■ Dataset records
------------------------------------------------
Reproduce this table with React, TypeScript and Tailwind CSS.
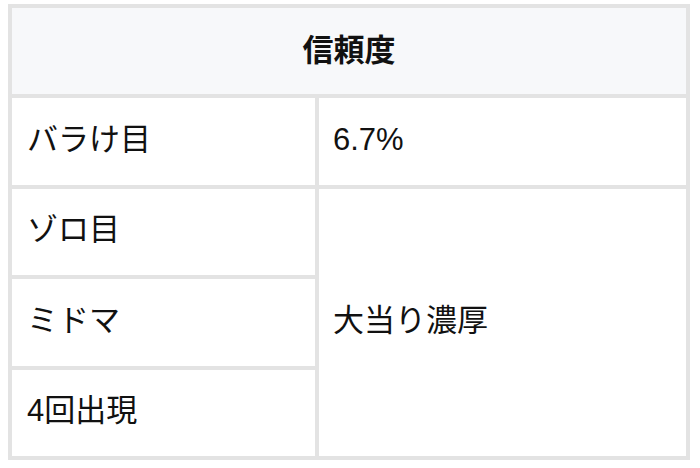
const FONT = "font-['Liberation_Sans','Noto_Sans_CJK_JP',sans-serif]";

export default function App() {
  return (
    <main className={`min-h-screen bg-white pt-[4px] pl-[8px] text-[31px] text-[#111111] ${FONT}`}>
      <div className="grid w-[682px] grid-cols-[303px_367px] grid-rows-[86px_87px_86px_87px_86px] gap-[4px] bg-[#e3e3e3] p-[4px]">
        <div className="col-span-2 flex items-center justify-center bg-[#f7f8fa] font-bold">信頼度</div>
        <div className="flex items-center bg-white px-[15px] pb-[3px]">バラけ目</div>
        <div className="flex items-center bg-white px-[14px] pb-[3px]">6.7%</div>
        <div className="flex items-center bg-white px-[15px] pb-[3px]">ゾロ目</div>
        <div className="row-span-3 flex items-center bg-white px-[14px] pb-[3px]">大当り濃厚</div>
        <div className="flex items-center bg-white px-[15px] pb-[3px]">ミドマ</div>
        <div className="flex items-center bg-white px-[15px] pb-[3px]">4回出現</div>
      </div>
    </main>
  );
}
------------------------------------------------
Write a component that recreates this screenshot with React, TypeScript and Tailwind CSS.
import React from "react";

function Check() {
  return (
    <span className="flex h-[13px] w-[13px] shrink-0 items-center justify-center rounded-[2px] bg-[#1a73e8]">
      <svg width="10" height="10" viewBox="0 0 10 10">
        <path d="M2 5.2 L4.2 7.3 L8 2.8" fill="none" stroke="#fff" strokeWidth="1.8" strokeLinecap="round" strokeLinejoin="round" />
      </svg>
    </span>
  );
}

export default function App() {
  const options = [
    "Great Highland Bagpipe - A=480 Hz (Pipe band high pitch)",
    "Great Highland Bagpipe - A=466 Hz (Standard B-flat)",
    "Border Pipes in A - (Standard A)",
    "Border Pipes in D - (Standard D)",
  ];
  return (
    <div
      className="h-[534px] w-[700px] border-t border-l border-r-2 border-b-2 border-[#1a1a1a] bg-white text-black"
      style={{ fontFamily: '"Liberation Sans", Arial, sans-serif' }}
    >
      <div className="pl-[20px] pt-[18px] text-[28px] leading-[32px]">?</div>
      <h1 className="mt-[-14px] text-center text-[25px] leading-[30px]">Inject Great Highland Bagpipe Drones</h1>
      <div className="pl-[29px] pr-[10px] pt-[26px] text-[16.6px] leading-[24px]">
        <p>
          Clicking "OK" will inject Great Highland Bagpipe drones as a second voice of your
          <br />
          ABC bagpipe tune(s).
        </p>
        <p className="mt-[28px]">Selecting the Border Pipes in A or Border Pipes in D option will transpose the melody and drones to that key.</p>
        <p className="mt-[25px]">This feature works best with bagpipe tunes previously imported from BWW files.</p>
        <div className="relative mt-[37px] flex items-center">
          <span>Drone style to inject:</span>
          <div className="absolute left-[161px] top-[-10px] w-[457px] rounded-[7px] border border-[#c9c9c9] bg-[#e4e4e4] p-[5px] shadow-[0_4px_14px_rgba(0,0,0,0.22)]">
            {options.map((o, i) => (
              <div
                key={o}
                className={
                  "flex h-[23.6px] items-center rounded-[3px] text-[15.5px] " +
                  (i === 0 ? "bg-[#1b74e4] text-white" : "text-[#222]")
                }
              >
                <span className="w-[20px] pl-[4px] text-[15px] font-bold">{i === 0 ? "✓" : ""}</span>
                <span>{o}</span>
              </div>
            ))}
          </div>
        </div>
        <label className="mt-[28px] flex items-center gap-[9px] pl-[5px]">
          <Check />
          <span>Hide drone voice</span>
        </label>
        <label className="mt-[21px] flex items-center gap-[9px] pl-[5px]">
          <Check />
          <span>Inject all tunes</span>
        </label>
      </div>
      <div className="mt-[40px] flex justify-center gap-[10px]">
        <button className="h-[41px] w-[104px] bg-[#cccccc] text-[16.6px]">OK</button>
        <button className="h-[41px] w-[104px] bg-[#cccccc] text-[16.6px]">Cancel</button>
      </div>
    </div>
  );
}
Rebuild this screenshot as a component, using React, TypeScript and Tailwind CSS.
------------------------------------------------
■ Written instruction
Identify which lines contain the word "screenshot" and copy each one.

■ Answer to the exercise
Write a component that recreates this screenshot with React, TypeScript and Tailwind CSS.
Rebuild this screenshot as a component, using React, TypeScript and Tailwind CSS.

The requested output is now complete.